Having a federally registered mark does not mean your brand is safe from potential infringers. Instead, protecting your brand requires zealous policing of your marks. As an example, in September, a European cosmetics company, Kroma EU, filed a trademark infringement suit in Florida against the Kardashian sisters alleging they began marketing a competing makeup line, called Khroma, after Kroma EU and its founder, Lee Tillett, contacted Kim Kardashian to ask her to represent the line. Apparently, the Kardashians can get press for something other than their social life, fad diets or fashion choices.
The lawsuit alleges the Kardashians intentionally started their Khroma line shortly after Kroma EU had sent Kim Kardashian samples and asked if she wanted to represent the Kroma brand. Kroma EU claims that the Kardashians’ infringement has caused major instances of consumer confusion that severely impact its business. Kroma EU also names its founder, Lee Tillett, in the lawsuit, accusing him of abandoning the European arm of the company after winning an injunction temporarily barring the use of the name Khroma in California in March 2013.
In the 2013 lawsuit, U.S. District Judge Audrey Collins for the Central District of California found that the similarity of the two names would likely cause confusion among customers. She explained that the words sound identical despite the variation in spelling and that they would appear nearly identical to consumers. Ironically, Tillett and the Kardashians settled the California lawsuit in April of this year after the court tentatively denied the Kardashians’ motion for summary judgment.

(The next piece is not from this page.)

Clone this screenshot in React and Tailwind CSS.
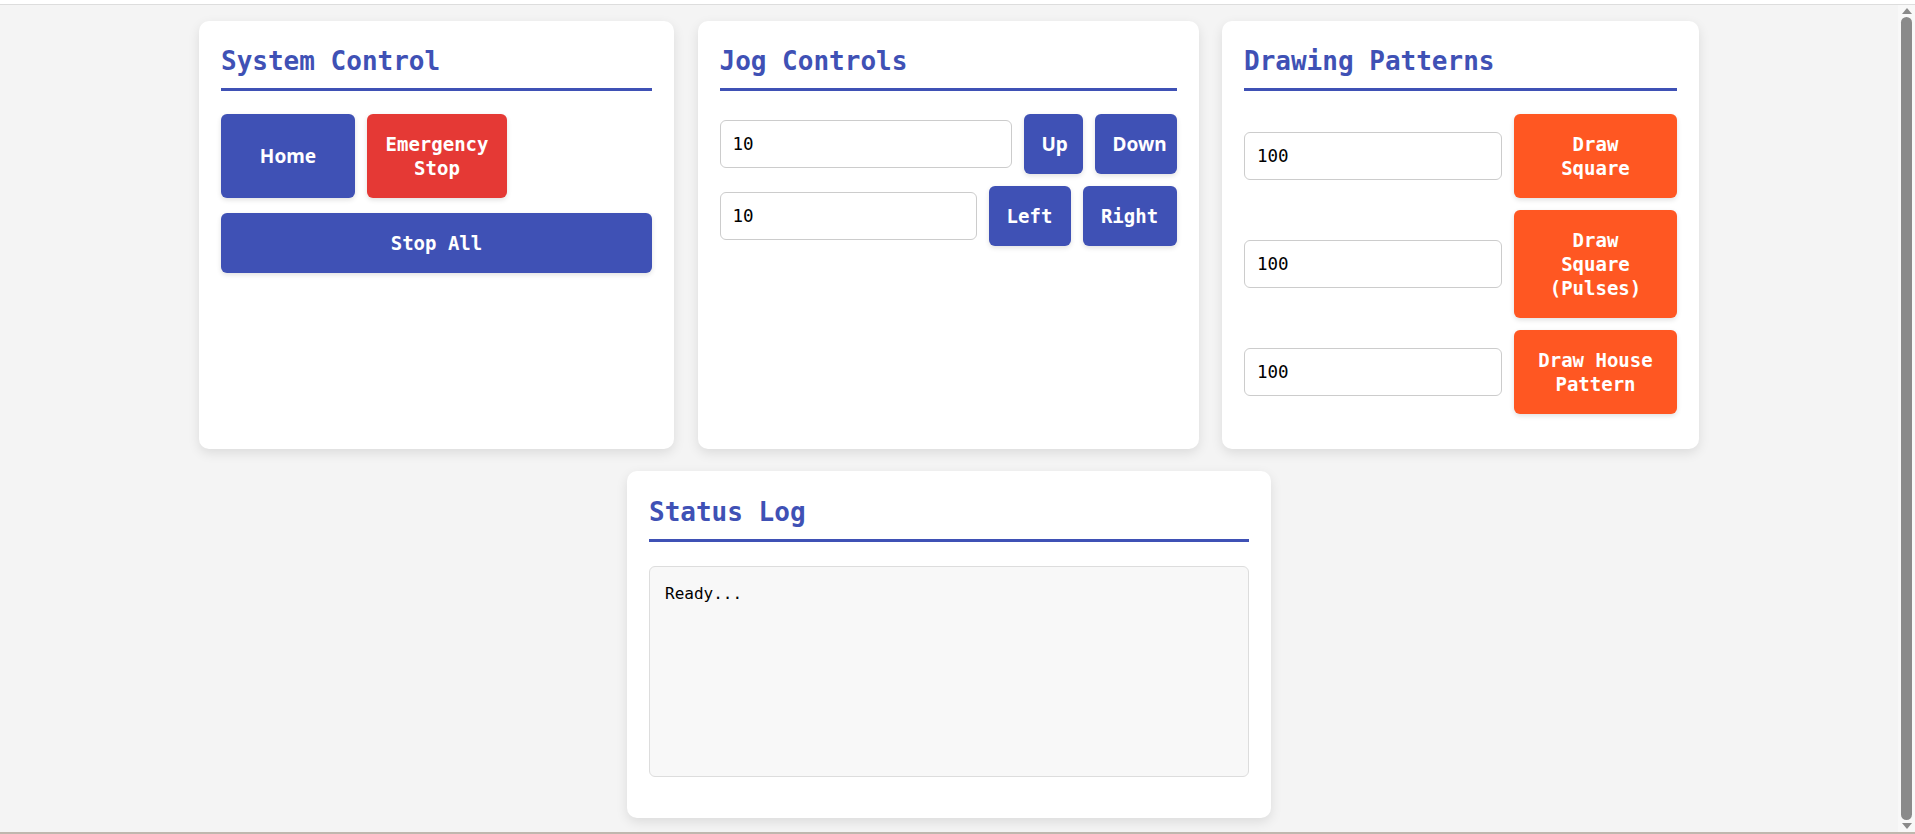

Per the current suit, it now appears Tillett has teamed up with the Kardashians. Notably, Kroma EU, the legal owner of the Kroma trademark, was not a party to the 2013 lawsuit nor a party to the resulting settlement. This recent action was filed because Kroma EU believes its assistance with the settlement of the 2013 Lawsuit was a scheme intended to lull Kroma EU into proving evidence for litigation and damage models.
Take Away… As the owner of a trademark, it is your obligation to protect the mark and police any infringing use. Thus, when seeking representatives to endorse your products, make sure to document all correspondence. Any initial correspondence should notify the potential representatives that you have a federally registered trademark and that use of any similar mark would constitute trademark infringement. Before sending any product samples, you should obtain documentation from the potential representative that acknowledges your trademark or patent rights and agrees not to infringe upon your intellectual property. Moreover, any exchange of proprietary information, even if in the context of settlement, should only be produced subject to a protective order or confidentiality agreement.